Please check https://huggingface.co/datasets/trais-lab/dattri-benchmark to see the supported benchmark settings (model, dataset).

Parameters:

model (str) – The model name for the benchmark setting.
dataset (str) – The dataset name for the benchmark setting.
metric (str) – The matrics name for the benchmark setting, which would affected the ground truth. Currently only “lds” and “loo” are supported.
download_path (str) – The path to download the benchmark files.
redownload (bool) – Whether to redownload the benchmark files.

Returns:

The first dictionary contains the attribution inputs, the items are listed as following. - “model”: The model instance for the benchmark setting. - “models_full”: The pre-trained model checkpoints’ path with

full train dataset, presented as a list of path(str). The models are trained with same hyperparameters and dataset while the only difference is the seed for random initialization.

”models_half”: The pre-trained model checkpoints’ path with
half train dataset, presented as a list of path(str).
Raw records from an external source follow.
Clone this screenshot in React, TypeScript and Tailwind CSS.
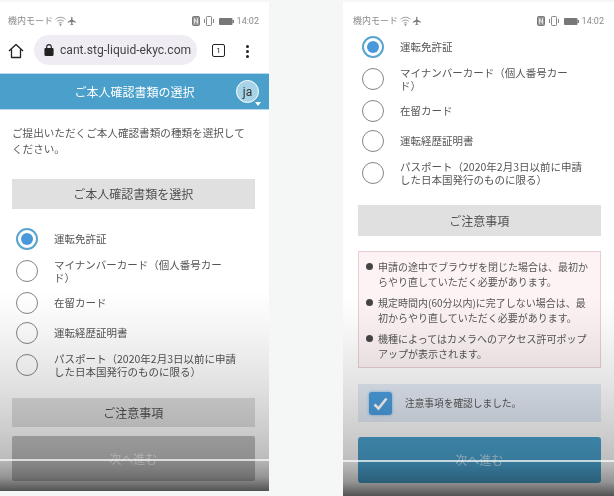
import React from "react";

const jp = "font-['Noto_Sans_CJK_JP','Noto_Sans',sans-serif]";

function StatusBar({ pad }: { pad: string }) {
  return (
    <div className={`flex h-[30px] items-start justify-between pt-[13px] ${pad} text-[#8a8a8a]`}>
      <div className="flex items-center gap-[1px]">
        <span className="text-[9px] leading-[12px]">機内モード</span>
        <svg width="11" height="10" viewBox="0 0 20 18" fill="none" stroke="#8a8a8a" strokeWidth="1.6" className="ml-[1px]">
          <path d="M1 6c5-5 13-5 18 0M4 9.5c3.5-3 8.500-3 12 0M7 13c2-1.500 4-1.500 6 0" />
          <circle cx="10" cy="16" r="1.200" fill="#8a8a8a" />
        </svg>
        <svg width="10" height="10" viewBox="0 0 24 24" fill="#777">
          <path d="M21 16v-2l-8-5V3.500c0-.83-.67-1.500-1.500-1.500S10 2.670 10 3.500V9l-8 5v2l8-2.500V19l-2 1.500V22l3.500-1 3.500 1v-1.500L13 19v-5.500l8 2.500z" />
        </svg>
      </div>
      <div className="flex items-center">
        <svg width="8" height="10" viewBox="0 0 8 10" className="mr-[4px]">
          <rect x="0.500" y="0.500" width="7" height="9" rx="1" fill="#999" stroke="#777" />
          <path d="M2.500 2.500v5M5.500 2.500v5M2.500 3l3 4" stroke="#eee" strokeWidth="0.900" />
        </svg>
        <svg width="11" height="10" viewBox="0 0 11 10" fill="none" stroke="#888" className="mr-[4px]">
          <rect x="2.500" y="0.500" width="5" height="9" rx="0.800" />
          <path d="M0.500 3v4M9.500 3v4" />
        </svg>
        <svg width="15" height="7" viewBox="0 0 15 7" className="mr-[3px]">
          <rect x="0" y="0" width="13.500" height="7" rx="1" fill="#777" />
          <rect x="13.500" y="2" width="1.500" height="3" fill="#777" />
        </svg>
        <span className="font-['Roboto',sans-serif] text-[9px] leading-[12px]">14:02</span>
      </div>
    </div>
  );
}

function Radio({ selected }: { selected?: boolean }) {
  return selected ? (
    <span className="flex h-[22px] w-[22px] shrink-0 items-center justify-center rounded-full border-2 border-[#5aa5cf] bg-white">
      <span className="h-[12px] w-[12px] rounded-full bg-[#4a98dc]" />
    </span>
  ) : (
    <span className="h-[22px] w-[22px] shrink-0 rounded-full border-[1.500px] border-[#858585]" />
  );
}

const options = [
  { t: "運転免許証", h: "h-[30px]", selected: true },
  { t: "マイナンバーカード（個人番号カード）", h: "h-[34px]" },
  { t: "在留カード", h: "h-[30px]" },
  { t: "運転経歴証明書", h: "h-[30px]" },
  { t: "パスポート（2020年2月3日以前に申請した日本国発行のものに限る）", h: "h-[34px]" },
];

function RadioList() {
  return (
    <div className="flex flex-col pl-[16px]">
      {options.map((o) => (
        <div key={o.t} className={`flex items-center ${o.h}`}>
          <Radio selected={o.selected} />
          <span className="ml-[16px] w-[186px] text-[10.500px] leading-[13.500px] text-[#555] [text-spacing-trim:space-all]">{o.t}</span>
        </div>
      ))}
    </div>
  );
}

function GrayButton({ label, cls }: { label: string; cls: string }) {
  return (
    <div className={`mx-[12px] flex w-[242.500px] items-center justify-center bg-[#e0e0e0] text-[12px] text-[#505050] ${cls}`}>
      {label}
    </div>
  );
}

function Overlay({ lineBottom }: { lineBottom: string }) {
  return (
    <>
      <div className="pointer-events-none absolute right-0 bottom-0 left-0 h-[200px] bg-[linear-gradient(to_top,rgba(0,0,0,0.68)_0px,rgba(0,0,0,0.42)_14px,rgba(0,0,0,0.26)_34px,rgba(0,0,0,0.2)_60px,rgba(0,0,0,0.11)_110px,rgba(0,0,0,0.03)_170px,rgba(0,0,0,0)_200px)]" />
      <div className={`pointer-events-none absolute right-0 left-0 h-[2px] bg-white/70 ${lineBottom}`} />
    </>
  );
}

function Bullet({ children }: { children: React.ReactNode }) {
  return (
    <div className="flex">
      <span className="mt-[4px] mr-[5px] h-[7px] w-[7px] shrink-0 rounded-full bg-[#444]" />
      <span className="text-[10px] leading-[15px] text-[#555]">{children}</span>
    </div>
  );
}

export default function App() {
  return (
    <div className={`flex h-[496px] w-[614px] gap-[74px] overflow-hidden bg-[#f5f7f7] pt-[2px] blur-[0.5px] ${jp}`}>
      <div className="relative h-[489px] w-[269px] shrink-0 bg-white">
        <StatusBar pad="pl-[8px] pr-[10px]" />
        <div className="flex h-[41px] items-start pt-[3px] pl-[8px]">
          <svg width="16" height="16" viewBox="0 0 16 16" fill="none" stroke="#222" strokeWidth="1.300" className="mt-[8px]">
            <path d="M1 8l7-6.500L15 8M3.500 6.500V14.500h9V6.500" strokeLinejoin="round" />
          </svg>
          <div className="ml-[10px] flex h-[30px] w-[163px] items-center rounded-full bg-[#efedf3] pl-[10px]">
            <svg width="10" height="12" viewBox="4 1 16 21" fill="#222" className="shrink-0">
              <path d="M18 8h-1V6c0-2.760-2.240-5-5-5S7 3.240 7 6v2H6c-1.100 0-2 .9-2 2v10c0 1.100.9 2 2 2h12c1.100 0 2-.9 2-2V10c0-1.100-.9-2-2-2zM9 6c0-1.660 1.340-3 3-3s3 1.340 3 3v2H9V6z" />
            </svg>
            <span className="ml-[6px] font-['Roboto',sans-serif] text-[12.100px] leading-[16px] whitespace-nowrap text-[#444]">cant.stg-liquid-ekyc.com</span>
          </div>
          <span className="mt-[9px] ml-[15px] flex h-[13px] w-[13px] items-center justify-center rounded-[2px] border-[1.500px] border-[#222] font-['Roboto',sans-serif] text-[8px] text-[#222]">1</span>
          <div className="mt-[10px] ml-[21px] flex flex-col gap-[2px]">
            <span className="h-[3px] w-[3px] rounded-full bg-[#222]" />
            <span className="h-[3px] w-[3px] rounded-full bg-[#222]" />
            <span className="h-[3px] w-[3px] rounded-full bg-[#222]" />
          </div>
        </div>
        <div className="relative flex h-[37px] items-center justify-center border-y border-[#b9d9ea] bg-[#4a9fcb] text-[12px] text-white">
          ご本人確認書類の選択
          <span className="absolute top-[6px] right-[10px] flex h-[23px] w-[23px] items-center justify-center rounded-full border border-white bg-[#a6d3e6] font-['Roboto',sans-serif] text-[12px] text-[#333]">ja</span>
          <span className="absolute top-[28px] right-[8px] h-0 w-0 border-x-[3px] border-t-[4px] border-x-transparent border-t-white" />
        </div>
        <p className="mt-[15px] pr-[20px] pl-[12px] text-[10.600px] leading-[16px] text-[#555]">ご提出いただくご本人確認書類の種類を選択してください。</p>
        <GrayButton label="ご本人確認書類を選択" cls="mt-[22px] h-[30px]" />
        <div className="mt-[15px]"><RadioList /></div>
        <GrayButton label="ご注意事項" cls="mt-[16px] h-[29px]" />
        <div className="mx-[12px] mt-[9px] flex h-[45px] w-[242.500px] items-center justify-center rounded-[2px] bg-[#c2c2c2] text-[12px] text-white/70">次へ進む</div>
        <Overlay lineBottom="bottom-[30px]" />
      </div>

      <div className="relative h-[494px] w-[271px] shrink-0 bg-white">
        <StatusBar pad="pl-[10px] pr-[10px]" />
        <div className="pl-[3px]"><RadioList /></div>
        <div className="mt-[15px] ml-[3px]"><GrayButton label="ご注意事項" cls="h-[31px]" /></div>
        <div className="mx-[15px] mt-[15px] flex h-[117px] w-[242.500px] flex-col gap-[6px] border border-[#e8ced4] bg-[#fdf3f4] pt-[7px] pr-[10px] pl-[7px]">
          <Bullet>申請の途中でブラウザを閉じた場合は、最初からやり直していただく必要があります。</Bullet>
          <Bullet>規定時間内(60分以内)に完了しない場合は、最初からやり直していただく必要があります。</Bullet>
          <Bullet>機種によってはカメラへのアクセス許可ポップアップが表示されます。</Bullet>
        </div>
        <div className="mx-[15px] mt-[16px] flex h-[38px] w-[242.500px] items-center bg-[#e4ecf6] pl-[11px]">
          <span className="flex h-[23px] w-[23px] items-center justify-center rounded-[3px] bg-[#4c9fe0] shadow-[0_0_3px_#7ab8e8]">
            <svg width="17" height="17" viewBox="0 0 17 17" fill="none" stroke="white" strokeWidth="2.600"><path d="M2.500 9.500l4 4L14.500 3.500" /></svg>
          </span>
          <span className="ml-[13px] text-[9.700px] text-[#555]">注意事項を確認しました。</span>
        </div>
        <div className="mx-[15px] mt-[15px] flex h-[46px] w-[242.500px] items-center justify-center rounded-[3px] bg-[#4aa3d0] text-[12px] text-white/60">次へ進む</div>
        <Overlay lineBottom="bottom-[34px]" />
      </div>
    </div>
  );
}
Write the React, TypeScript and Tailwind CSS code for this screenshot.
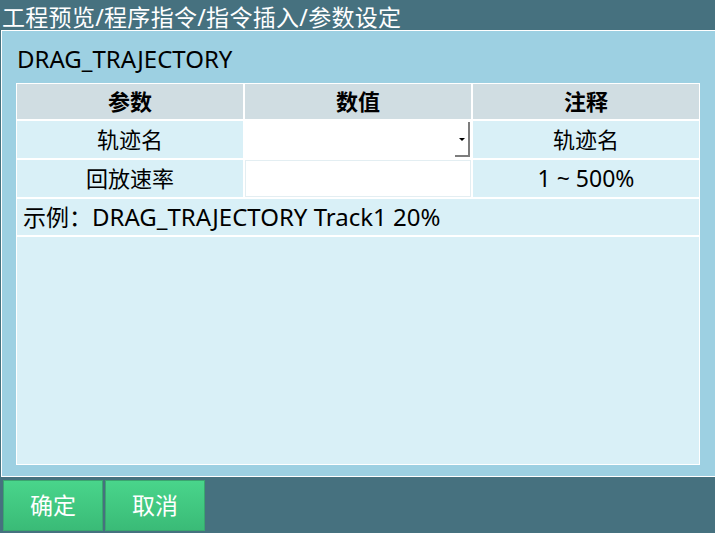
import React from "react";

const font = { fontFamily: '"Noto Sans", "Noto Sans CJK SC", sans-serif' };

const App = () => {
  return (
    <div
      className="w-[715px] h-[533px] bg-[#46717f] flex flex-col overflow-hidden text-black"
      style={font}
    >
      {/* Breadcrumb */}
      <div className="h-[30px] pl-[2px] text-[23px] tracking-[0.3px] leading-[34px] text-white whitespace-nowrap">
        工程预览/程序指令/指令插入/参数设定
      </div>

      {/* Main panel */}
      <div className="ml-[1px] h-[447px] border-t border-l border-b border-white bg-[#9dd0e2] pl-[14px] flex flex-col">
        <div className="h-[52px] pl-[1px] text-[24px] leading-[56px]">DRAG_TRAJECTORY</div>

        <div className="w-[684px] h-[382px] bg-white p-[1px] flex flex-col gap-[2px]">
          <div className="grid grid-cols-3 gap-[2px] h-[35px]">
            {["参数", "数值", "注释"].map((h) => (
              <div
                key={h}
                className="bg-[#d0dde2] flex items-center justify-center text-[22px] font-bold"
              >
                {h}
              </div>
            ))}
          </div>

          <div className="grid grid-cols-3 gap-[2px] h-[37px]">
            <div className="bg-[#d9f0f7] flex items-center justify-center text-[22px]">轨迹名</div>
            <div className="bg-white relative">
              <div className="absolute right-[1px] top-[1px] bottom-[1px] w-[15px] border-r-2 border-b-2 border-[#7d7d7d] flex items-center justify-center">
                <div className="w-0 h-0 border-l-[3px] border-r-[3px] border-t-[3px] border-l-transparent border-r-transparent border-t-black mt-[2px]" />
              </div>
            </div>
            <div className="bg-[#d9f0f7] flex items-center justify-center text-[22px]">轨迹名</div>
          </div>

          <div className="grid grid-cols-3 gap-[2px] h-[37px]">
            <div className="bg-[#d9f0f7] flex items-center justify-center text-[22px]">回放速率</div>
            <div className="bg-white border border-[#e3eef2]" />
            <div className="bg-[#d9f0f7] flex items-center justify-center text-[23px]">1 ~ 500%</div>
          </div>

          <div className="h-[36px] bg-[#d9f0f7] pl-[6px] flex items-center text-[23px] whitespace-nowrap">
            示例：<span className="text-[24px]">DRAG_TRAJECTORY Track1 20%</span>
          </div>

          <div className="flex-1 bg-[#d9f0f7]" />
        </div>
      </div>

      {/* Bottom buttons */}
      <div className="flex gap-[2px] pl-[3px] pt-[3px]">
        {["确定", "取消"].map((b) => (
          <button
            key={b}
            className="w-[100px] h-[51px] bg-gradient-to-b from-[#49d58b] to-[#3abb77] border border-[#3aa66f] text-white text-[23px] flex items-center justify-center"
          >
            {b}
          </button>
        ))}
      </div>
    </div>
  );
};

export default App;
The models are trained with same hyperparameters while the difference is the dataset sampling (half sampling) for each model checkpoint.
”train_dataset”: The path to the training dataset with the
same order as the ground-truth’s indices.
”test_dataset”: The path to the testing dataset with the
same order as the ground-truth’s indices.
”loss_func”: The loss function for the model training. Normally
speaking, this should be the same as the target function.
”target_func”: The target function for the data attribution. Normally
speaking, this should be the same as the loss function.
”train_func”: The training function for the model. Normally it’s
not required if the pre-trained model checkpoints is enough for the algorithm you want to benchmark.

The second tuple contains the ground truth for the benchmark, the items are subjected to change for each benchmark settings. It can be directly sent to the metrics function defined in dattri.metric. Notably, the ground-truth depends on the metric parameter user stated.

Return type:

Tuple[Dict[str, Any], Tuple[torch.Tensor, torch.Tensor]]

Raises:

ValueError – If the model or dataset is not supported.